Researchers conducted a retrospective study identifying the associations between in-hospital mortality and extreme or unusual values of vital signs and lab results in patients with critical illness.
They analyzed data from Philips Healthcare–MIT eICU data, encompassing 166,959 adult critical care admissions across 207, U.S. hospitals (2014 to 2015). The main focus was on the deranged values recorded within the first 24 hours of admission for various physiological parameters, including vital signs (body temperature, heart rate, mean arterial pressure, and respiratory rate) and laboratory tests, albumin, bilirubin, blood pH, blood urea nitrogen, creatinine, FiO2 glucose, hematocrit, PaO2, PaCO2, sodium, 24-hour urine output, and white blood cell count (WBC).

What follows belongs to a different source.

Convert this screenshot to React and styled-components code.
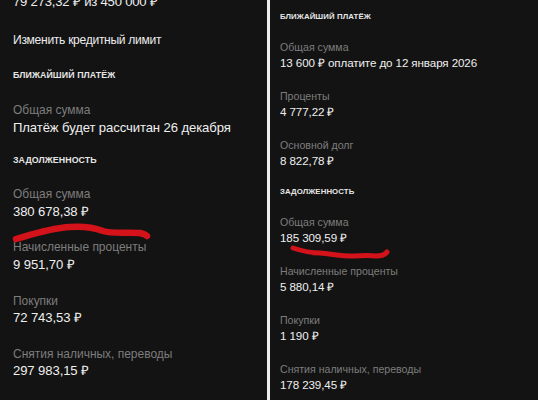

The result showed a significant association between in-hospital mortality and extreme values of specific physiological parameters. The in-hospital mortality rates reached or exceeded 50% for patients with very low blood pH, abnormally low or high body temperature, low albumin levels, low blood sugar, and a slow heart rate. Slight variations in measured values were associated with several-fold increases in mortality rates. A common practice of categorizing physiological parameters masked the high and sudden increase in death rates. Blood pH, body temperature, and FiO2 emerged as the strongest predictors of in-hospital mortality, with scaled Brier scores of 0.084, 0.063, and 0.049, respectively.
Investigators concluded that extreme vital signs and lab values strongly predicted mortality in critical care despite being undervalued due to common practice and ease of obtaining vital signs.